The truth of the matter is, I wanted to take a break. Just a day or two. But then I let a week go by. And then suddenly I became crippled not only by the pressure of delivering an extra-hilarious post to explain my week-long absence, but also by my crushing failure as a human being in general for not being able to maintain something as simple as writing a 300-word blog post every day.
See, things spiral out of control pretty fast over here in the old Kim Oja brain.
So a week had gone by, which I let turn into a month, which because more than a year, and every single day I thought to myself, “I should restart my blog!” And then I laughed and laughed, and then treated myself to an evening of playing Sudoku on my phone and intermittently reminding myself what a garbage-y person I am.
And I really did mean to do it. I mean, I paid the $9 fee to save my URL address. That has to count for something, right? Although really, I think it was set up on autopay, so it just sort of happened, but I didn’t do anything to actively stop it from happening.
But for whatever reason, I just couldn’t do it. Maybe laziness.
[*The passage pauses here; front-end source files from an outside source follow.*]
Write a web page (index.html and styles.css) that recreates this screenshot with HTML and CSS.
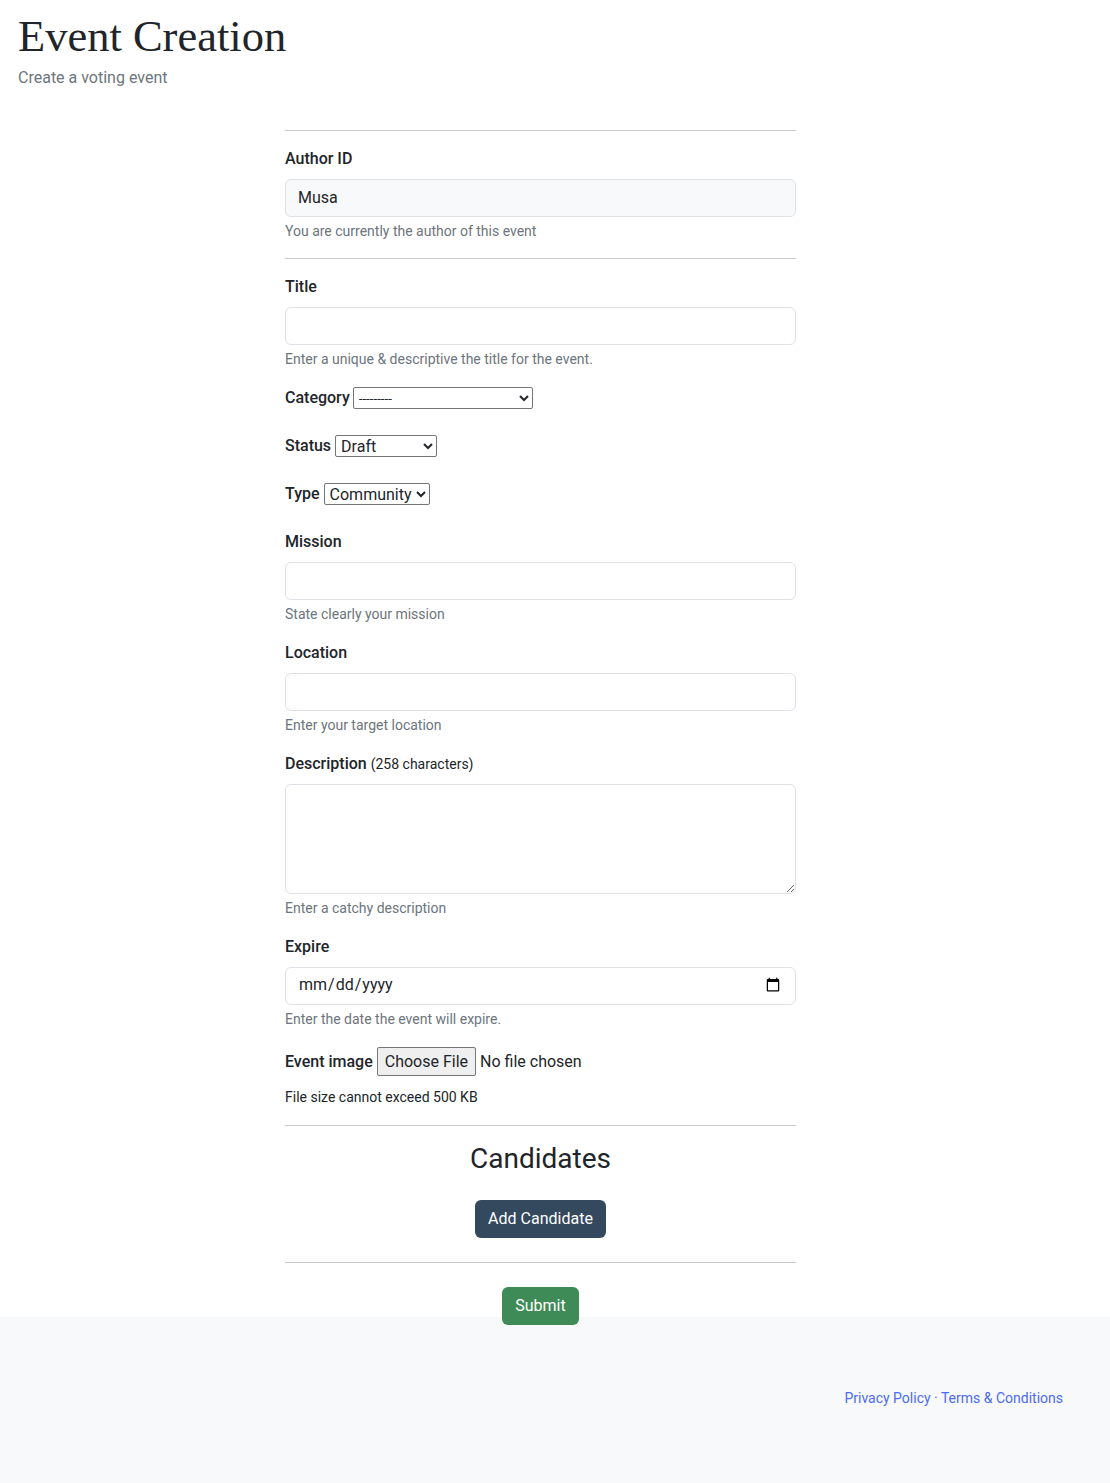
FILE: index.html
```html
<!DOCTYPE html>
<html lang="en">
<head>
<meta charset="utf-8">
<title>Event Creation</title>
<link rel="stylesheet" href="styles.css">
</head>
<body>
<main class="page">
  <header class="page-head">
    <h1 class="page-title">Event Creation</h1>
    <p class="page-sub">Create a voting event</p>
  </header>

  <form class="event-form">
    <hr class="rule">
    <div class="group">
      <label class="form-label" for="author">Author ID</label>
      <input class="form-control readonly" id="author" type="text" value="Musa" readonly>
      <div class="form-text">You are currently the author of this event</div>
    </div>
    <hr class="rule">
    <div class="group">
      <label class="form-label" for="title">Title</label>
      <input class="form-control" id="title" type="text">
      <div class="form-text">Enter a unique &amp; descriptive the title for the event.</div>
    </div>
    <div class="inline-row">
      <label class="form-label-inline" for="category">Category</label>
      <select id="category" class="sel sel-cat"><option>---------</option></select>
    </div>
    <div class="inline-row">
      <label class="form-label-inline" for="status">Status</label>
      <select id="status" class="sel sel-big sel-status"><option>Draft</option></select>
    </div>
    <div class="inline-row">
      <label class="form-label-inline" for="type">Type</label>
      <select id="type" class="sel sel-big"><option>Community</option></select>
    </div>
    <div class="group">
      <label class="form-label" for="mission">Mission</label>
      <input class="form-control" id="mission" type="text">
      <div class="form-text">State clearly your mission</div>
    </div>
    <div class="group">
      <label class="form-label" for="location">Location</label>
      <input class="form-control" id="location" type="text">
      <div class="form-text">Enter your target location</div>
    </div>
    <div class="group">
      <label class="form-label" for="desc">Description <span class="label-note">(258 characters)</span></label>
      <textarea class="form-control textarea" id="desc"></textarea>
      <div class="form-text">Enter a catchy description</div>
    </div>
    <div class="group">
      <label class="form-label" for="expire">Expire</label>
      <input class="form-control" id="expire" type="date">
      <div class="form-text">Enter the date the event will expire.</div>
    </div>
    <div class="file-row">
      <label class="form-label-inline" for="image">Event image</label>
      <input class="file-input" id="image" type="file">
    </div>
    <p class="file-note">File size cannot exceed 500 KB</p>
    <hr class="rule">
    <section class="candidates">
      <h3 class="cand-title">Candidates</h3>
      <button type="button" class="btn btn-dark">Add Candidate</button>
    </section>
    <hr class="rule">
    <div class="submit-row">
      <button type="submit" class="btn btn-green">Submit</button>
    </div>
  </form>
</main>
<footer class="site-foot">
  <div class="foot-links">
    <a href="#" class="foot-link">Privacy Policy</a><span class="foot-dot"> · </span><a href="#" class="foot-link">Terms &amp; Conditions</a>
  </div>
</footer>
</body>
</html>
```
FILE: styles.css
```css
* { box-sizing: border-box; }
html, body { margin: 0; padding: 0; }
body {
  font-family: Roboto, "Liberation Sans", Arial, sans-serif;
  font-size: 16px;
  line-height: 1.5;
  color: #212529;
  background: #fff;
}
.page { padding: 10px 0 0; }
.page-head { padding-left: 18px; }
.page-title {
  margin: 0;
  font-family: "Liberation Serif", "Times New Roman", serif;
  font-weight: 400;
  font-size: 44.5px;
  line-height: 53px;
  color: #212529;
}
.page-sub {
  margin: 3px 0 0;
  color: #6c757d;
  font-size: 16px;
  line-height: 24px;
}
.event-form {
  width: 511px;
  margin: 40px 0 0 285px;
  position: relative;
  z-index: 1;
}
.rule {
  border: 0;
  border-top: 1px solid #c8c9ca;
  margin: 0 0 16px;
  height: 0;
}
.group { margin-bottom: 16px; }
.form-label {
  display: block;
  font-weight: 500;
  margin-bottom: 8px;
  line-height: 24px;
}
.label-note { font-weight: 400; font-size: 14px; }
.form-label-inline { font-weight: 500; }
.form-control {
  display: block;
  width: 100%;
  height: 38px;
  padding: 5px 12px 7px;
  font-family: Roboto, "Liberation Sans", Arial, sans-serif;
  font-size: 16px;
  line-height: 24px;
  color: #212529;
  background: #fff;
  border: 1px solid #dee2e6;
  border-radius: 6px;
  outline: none;
}
.form-control.readonly { background: #f8f9fa; }
.textarea { height: 110px; resize: vertical; }
.form-text {
  margin-top: 4px;
  font-size: 14px;
  line-height: 21px;
  color: #6c757d;
}
.inline-row {
  line-height: 24px;
  height: 24px;
  margin-bottom: 24px;
  display: flex;
  align-items: center;
  gap: 4px;
}
.sel {
  height: 22px;
  font-family: Roboto, "Liberation Sans", Arial, sans-serif;
  font-size: 13.33px;
  color: #212529;
  border: 1px solid #767676;
  border-radius: 2px;
  background: #fff;
  padding: 0 1px;
}
.sel-cat { width: 180px; margin-left: -1px; }
.sel-big { font-size: 16px; }
.sel-status { width: 102px; }
.file-row {
  display: flex;
  align-items: center;
  gap: 4px;
  height: 31px;
}
.file-input {
  font-family: Roboto, "Liberation Sans", Arial, sans-serif;
  font-size: 16px;
  color: #212529;
}
.file-input::file-selector-button {
  height: 29px;
  padding: 0 7px;
  margin-right: 4px;
  font-family: Roboto, "Liberation Sans", Arial, sans-serif;
  font-size: 16px;
  color: #212529;
  background: #efefef;
  border: 1px solid #767676;
  border-radius: 2px;
}
.file-note {
  margin: 10px 0 0;
  font-size: 14px;
  line-height: 21px;
  padding-bottom: 17px;
}
.candidates {
  text-align: center;
  padding-bottom: 24px;
}
.cand-title {
  margin: 0 0 24px;
  font-size: 28px;
  font-weight: 400;
  line-height: 34px;
}
.btn {
  display: inline-block;
  height: 38px;
  padding: 6px 13px;
  font-family: Roboto, "Liberation Sans", Arial, sans-serif;
  font-size: 16px;
  line-height: 24px;
  color: #fff;
  border: 0;
  border-radius: 6px;
}
.btn-dark { background: #34495e; }
.btn-green { background: #3f8b57; }
.candidates + .rule { margin-bottom: 24px; }
.submit-row {
  text-align: center;
  margin-bottom: -8px;
}
.site-foot {
  background: #f8f9fa;
  height: 166px;
  padding: 71px 47px 0 0;
  display: flex;
  justify-content: flex-end;
}
.foot-links { font-size: 14px; line-height: 21px; }
.foot-link { color: #4a6cf4; text-decoration: none; }
.foot-dot { color: #4a6cf4; }
```
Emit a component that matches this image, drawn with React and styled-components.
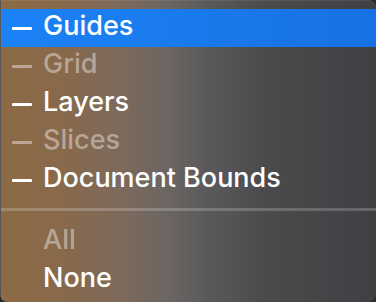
import React from 'react'
import styled, { createGlobalStyle } from 'styled-components'

const GlobalStyle = createGlobalStyle`
  html, body {
    margin: 0;
    padding: 0;
    background: #2a2a2c;
  }
  body {
    font-family: "Inter", "Noto Sans", "Liberation Sans", sans-serif;
  }
`

const Menu = styled.div`
  width: 376px;
  height: 302px;
  box-sizing: border-box;
  padding-top: 8px;
  border-radius: 0 8px 8px 8px;
  border-left: 1px solid rgba(255, 255, 255, 0.12);
  border-top: 1px solid rgba(255, 255, 255, 0.08);
  overflow: hidden;
  background: linear-gradient(
    90deg,
    #8c6a45 0%,
    #88694b 16%,
    #7d6a5c 32%,
    #6a6562 45%,
    #59585a 56%,
    #4b4b4d 70%,
    #3f4043 100%
  );
  display: flex;
  flex-direction: column;
`

const Item = styled.div`
  height: 38px;
  display: grid;
  grid-template-columns: 42px 1fr;
  align-items: center;
  font-size: 27px;
  font-weight: 500;
  color: ${({ disabled }) => (disabled ? 'rgba(255, 255, 255, 0.42)' : '#ffffff')};
  background: ${({ active }) => (active ? 'linear-gradient(90deg, #1c82f7, #1672e2)' : 'transparent')};
`

const Dash = styled.span`
  justify-self: start;
  margin-left: 11px;
  width: 20px;
  height: 3px;
  border-radius: 1px;
  background: currentColor;
`

const Label = styled.span`
  line-height: 34px;
  padding-bottom: 4px;
`

const Separator = styled.div`
  height: 24px;
  display: flex;
  align-items: center;
  padding-bottom: 3px;
  box-sizing: border-box;

  &::after {
    content: '';
    flex: 1;
    height: 3px;
    background: rgba(255, 255, 255, 0.2);
  }
`

const layers = [
  { label: 'Guides', active: true },
  { label: 'Grid', disabled: true },
  { label: 'Layers' },
  { label: 'Slices', disabled: true },
  { label: 'Document Bounds' },
]

export default function App() {
  return (
    <>
      <GlobalStyle />
      <Menu>
        {layers.map((l) => (
          <Item key={l.label} active={l.active} disabled={l.disabled}>
            <Dash />
            <Label>{l.label}</Label>
          </Item>
        ))}
        <Separator />
        <Item disabled>
          <span />
          <Label>All</Label>
        </Item>
        <Item>
          <span />
          <Label>None</Label>
        </Item>
      </Menu>
    </>
  )
}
Maybe depression. (Side note: I feel like literally every female humor blogger is depressed? It might have actually been required in the TOS I signed when I put up this site.) But whatever it was kept me away for a good long time.
And that’s not to say that this is some sort of amazing, sun-breaking-through-clouds redemption moment. I’m still probably not going to have the wherewithal to write every day. Nothing has really changed, except I have mustered up enough energy to a) write this and b) overcome the gigantic chasm of dread that stopped me in my tracks on a daily basis for over a year.
Wow, it sounds kind of badass when I say it like that. Yes, that is what I did. Chasm jumping. In a tank top. Looking awesome. Please take note, Jon Hamm.